Nicht zuletzt ist sein Roman mit seinen vielen eingeschobenen Geschichten aber auch ein Roman über den Schreibprozess selbst. Coe thematisiert das Schreiben in den zahlreichen Interventionen eines Autors, der sich direkt an den Leser wendet, den literarischen Ambitionen von Ex-Ehefrau Caroline und von Maxwells Vater, der sein Leben lang Gedichte schreibt und seinem Sohn einen Brief zugänglich macht, der die Schwierigkeiten in ihrem Verhältnis erklärt, in den Logbüchern des gescheiterten Seglers und der Biographie über sein Leben, in dem während des Studiums von Jugendfreundin Alyson geschriebenen Essay über einen Vorfall aus ihrer Teenagerzeit und schließlich in dem eigenartigen Schluss, der die Romanillusion zerstört. Charakteristischerweise sind es einige dieser Texte, in denen Maxwell Sim die Wahrheit über seine Vergangenheit erfährt und sich einigen für ihn sehr schmerzhaften Tatsachen stellen muss.

Der Roman ist nicht immer leicht zu lesen, hat durchaus einige Längen. Man hat den Eindruck, der Autor will zu vieles, verzettelt sich, glaubt trotz seiner Erfolge - Die ungeheuerliche Einsamkeit ... ist schließlich sein neunter Roman - anscheinend selbst nicht so recht, dass das Schreiben von Romanen eine seriöse Tätigkeit ist.

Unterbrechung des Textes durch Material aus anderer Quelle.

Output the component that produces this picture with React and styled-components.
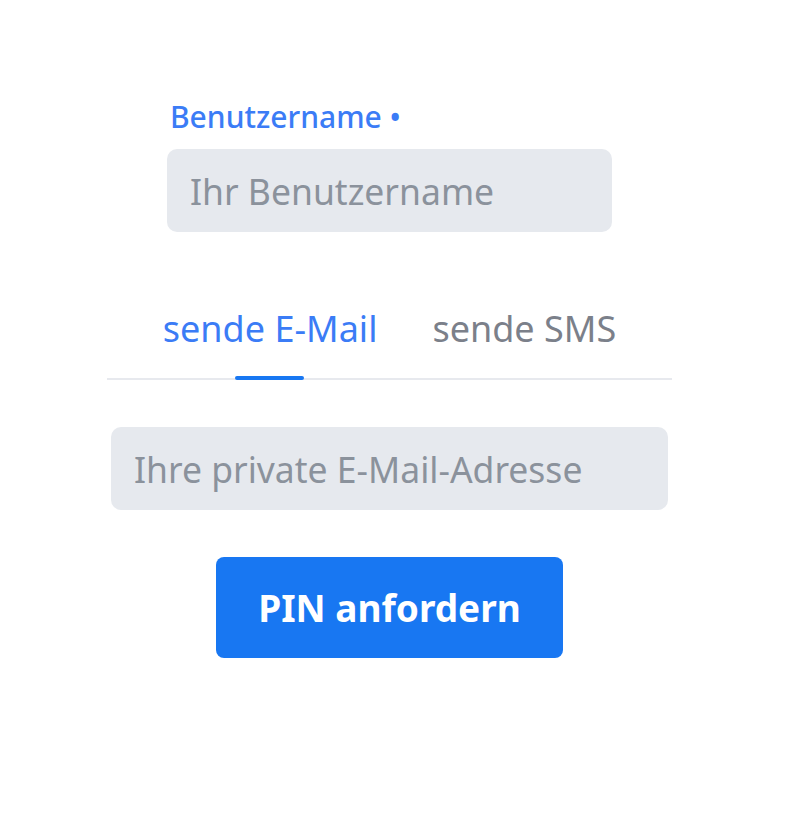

Trotzdem habe ich das Buch gern und mit großem Interesse gelesen, nicht zuletzt auch wegen einiger köstlicher Passagen von absurder Komik wie zum Beispiel seinen Dialogen mit Navi Emma oder dem endlosen Monolog über das öde Kaff Watford und sein eigenes verkorkstes Leben, mit dem er Charles Hayward, seinen Sitznachbarn im Flugzeug, buchstäblich zu Tode langweilt.